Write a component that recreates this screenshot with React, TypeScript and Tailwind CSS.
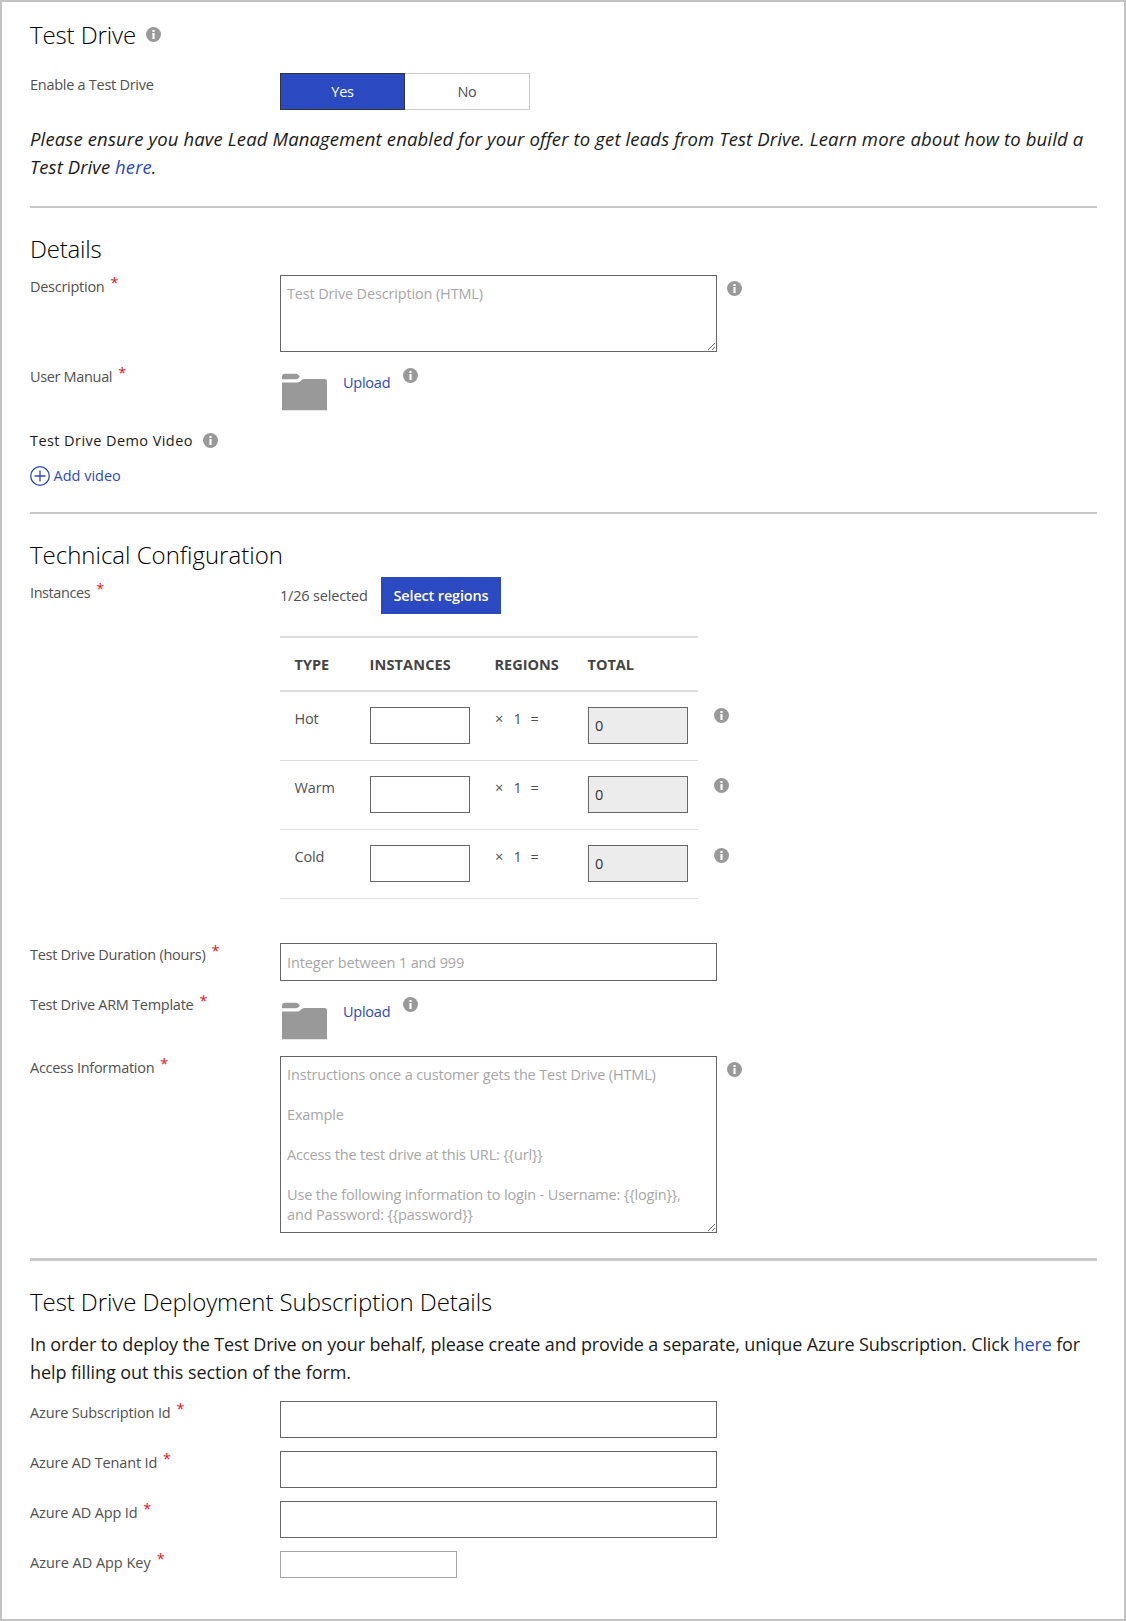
import type { ReactNode } from "react";

function Info({ className = "" }: { className?: string }) {
  return (
    <svg className={`block h-[15px] w-[15px] shrink-0 ${className}`} viewBox="0 0 15 15" aria-hidden="true">
      <circle cx="7.5" cy="7.5" r="7.5" fill="#999" />
      <rect x="6.4" y="3" width="2.2" height="2" fill="#fff" />
      <rect x="6.4" y="6" width="2.2" height="6" fill="#fff" />
    </svg>
  );
}

function Folder() {
  return (
    <svg className="mt-[8px] block h-[38px] w-[45px] shrink-0" viewBox="0 0 45 38" fill="#999" aria-hidden="true">
      <path d="M0 6.3V3.7Q0 0.7 3 0.7H13.5Q15.3 0.7 16.6 2L18 3.5L16.6 5Q15.3 6.3 13.5 6.3Z" />
      <path d="M0 9.6H14.5Q17 9.6 18.6 8.1Q20.3 6.1 22.5 6.1H42.5Q45 6.1 45 8.6V37.2H0Z" />
    </svg>
  );
}

function Row({
  label,
  required = true,
  tracking = "tracking-[-0.27px]",
  labelPad = "pt-[2px]",
  className = "",
  children,
}: {
  label: string;
  required?: boolean;
  tracking?: string;
  labelPad?: string;
  className?: string;
  children: ReactNode;
}) {
  return (
    <div className={`flex items-start ${className}`}>
      <div className={`flex w-[250px] shrink-0 ${labelPad}`}>
        <span className={tracking}>{label}</span>
        {required && <span className="relative -top-[4px] ml-[6px] text-[14.5px] text-[#e81123]">*</span>}
      </div>
      {children}
    </div>
  );
}

function Heading({ className = "", children }: { className?: string; children: ReactNode }) {
  return <h2 className={`text-[24px] leading-[32px] font-light text-black ${className}`}>{children}</h2>;
}

function Upload() {
  return (
    <div className="flex items-start pl-[2px]">
      <Folder />
      <a className="mt-[8px] ml-[16px] w-[48px] tracking-[-0.25px] text-[#2b49c1]">Upload</a>
      <Info className="mt-[3px] ml-[12px]" />
    </div>
  );
}

const field =
  "block w-[437px] border border-[#666] bg-white px-[6px] text-[14.5px] leading-[20px] tracking-[-0.15px] text-[#212121] outline-none placeholder:text-[#a6a6a6] placeholder:opacity-100";

const accessHint = [
  "Instructions once a customer gets the Test Drive (HTML)",
  "",
  "Example",
  "",
  "Access the test drive at this URL: {{url}}",
  "",
  "Use the following information to login - Username: {{login}},",
  "and Password: {{password}}",
].join("\n");

export default function App() {
  return (
    <div className="h-[1621px] w-[1126px] border-2 border-[#c2c2c2] bg-white pt-[17px] pr-[27px] pl-[28px] font-['Open_Sans',sans-serif] text-[14.5px] leading-[20px] text-[#505050]">
      <div className="flex">
        <Heading className="tracking-[-0.11px]">Test Drive</Heading>
        <Info className="mt-[8px] ml-[10px]" />
      </div>

      <Row label="Enable a Test Drive" required={false} className="mt-[22px]">
        <div className="flex h-[37px] tracking-[-0.2px]">
          <button className="w-[125px] border border-[#333] bg-[#2b49c1] text-white">Yes</button>
          <button className="w-[125px] border border-l-0 border-[#ccc] bg-white">No</button>
        </div>
      </Row>

      <p className="mt-[15px] text-[18.5px] leading-[28px] tracking-[0.135px] whitespace-nowrap text-[#1a1a1a] italic">
        Please ensure you have Lead Management enabled for your offer to get leads from Test Drive. Learn more about how to build a
        <br />
        <span className="tracking-[0.08px]">
          Test Drive <a className="text-[#2b49c1]">here</a>.
        </span>
      </p>

      <hr className="mt-[25px] border-t-2 border-[#c8c8c8]" />

      <Heading className="mt-[25px] tracking-[-0.2px]">Details</Heading>
      <Row label="Description" className="mt-[10px]">
        <textarea className={`${field} h-[77px] resize pt-[8px]`} placeholder="Test Drive Description (HTML)" />
        <Info className="mt-[6px] ml-[10px]" />
      </Row>
      <Row label="User Manual" tracking="tracking-[-0.34px]" className="mt-[13px] h-[50px]">
        <Upload />
      </Row>

      <div className="mt-[15px] flex text-[#1a1a1a]">
        <span className="relative top-px w-[163px] tracking-[0.43px]">Test Drive Demo Video</span>
        <Info className="mt-[3px] ml-[10px]" />
      </div>
      <a className="mt-[16px] flex h-[20px] text-[#2b49c1]">
        <svg className="block h-[20px] w-[20px]" viewBox="0 0 20 20" fill="none" stroke="#2b49c1" strokeWidth="1.3">
          <circle cx="10" cy="10" r="9.3" />
          <path d="M10 4.5V15.5M4.5 10H15.5" />
        </svg>
        <span className="ml-[3.5px]">Add video</span>
      </a>

      <hr className="mt-[26px] border-t-2 border-[#c8c8c8]" />

      <Heading className="mt-[25px]">Technical Configuration</Heading>
      <Row label="Instances" tracking="tracking-[-0.42px]" labelPad="pt-[6px]" className="mt-[6px]">
        <div>
          <div className="flex items-center">
            <span className="w-[101px] tracking-[-0.18px]">1/26 selected</span>
            <button className="h-[37px] w-[120px] bg-[#2b49c1] font-semibold tracking-[-0.16px] text-white">Select regions</button>
          </div>
          <div className="mt-[22px] flex items-start">
            <div className="w-[418px]">
              <div className="flex h-[56px] items-center border-y-2 border-[#ddd] pt-[2px] pl-[14.5px] font-bold text-[#444]">
                <span className="w-[75px]">TYPE</span>
                <span className="w-[125px] tracking-[0.15px]">INSTANCES</span>
                <span className="w-[93px]">REGIONS</span>
                <span>TOTAL</span>
              </div>
              {["Hot", "Warm", "Cold"].map((type) => (
                <div key={type} className="flex h-[69px] items-start border-b border-[#ddd] pt-[15px] pl-[15px]">
                  <span className="mt-[2px] -ml-[0.5px] w-[75.5px] tracking-[-0.15px]">{type}</span>
                  <input className="h-[37px] w-[100px] border border-[#666] bg-white px-[6px] outline-none" />
                  <span className="mt-[2px] flex w-[118px] pl-[25px]">
                    <span className="w-[18.5px]">×</span>
                    <span className="w-[17px]">1</span>
                    <span>=</span>
                  </span>
                  <input
                    className="h-[37px] w-[100px] border border-[#666] bg-[#ececec] px-[6px] text-[#333] outline-none"
                    value="0"
                    readOnly
                  />
                </div>
              ))}
            </div>
            <div className="flex flex-col gap-[55px] pt-[72px] pl-[16px]">
              <Info />
              <Info />
              <Info />
            </div>
          </div>
        </div>
      </Row>

      <Row label="Test Drive Duration (hours)" className="mt-[44px]">
        <input className={`${field} h-[38px]`} placeholder="Integer between 1 and 999" />
      </Row>
      <Row label="Test Drive ARM Template" labelPad="pt-px" className="mt-[13px] h-[50px]">
        <Upload />
      </Row>
      <Row label="Access Information" className="mt-[12px]">
        <textarea className={`${field} h-[177px] resize pt-[8px]`} placeholder={accessHint} />
        <Info className="mt-[6px] ml-[10px]" />
      </Row>

      <hr className="mt-[25px] border-t-3 border-[#c8c8c8]" />

      <Heading className="mt-[25px] tracking-[-0.07px]">Test Drive Deployment Subscription Details</Heading>
      <p className="mt-[12px] text-[18px] leading-[28px] tracking-[-0.14px] whitespace-nowrap text-[#1a1a1a]">
        In order to deploy the Test Drive on your behalf, please create and provide a separate, unique Azure Subscription. Click{" "}
        <a className="text-[#2b49c1]">here</a> for
        <br />
        <span className="tracking-[-0.06px]">help filling out this section of the form.</span>
      </p>

      <div className="mt-[15px] flex flex-col gap-[13px]">
        {["Azure Subscription Id", "Azure AD Tenant Id", "Azure AD App Id"].map((label) => (
          <Row key={label} label={label} tracking="tracking-[-0.16px]">
            <input className={`${field} h-[37px]`} />
          </Row>
        ))}
        <Row label="Azure AD App Key" tracking="tracking-[-0.03px]">
          <input className="h-[27px] w-[177px] border border-[#a6a6a6] bg-white outline-none" />
        </Row>
      </div>
    </div>
  );
}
---+---
• Problem to work on
Pick out each line containing "this" and report it.

• Task output
Write a component that recreates this screenshot with React, TypeScript and Tailwind CSS.
  "Access the test drive at this URL: {{url}}",
        <span className="tracking-[-0.06px]">help filling out this section of the form.</span>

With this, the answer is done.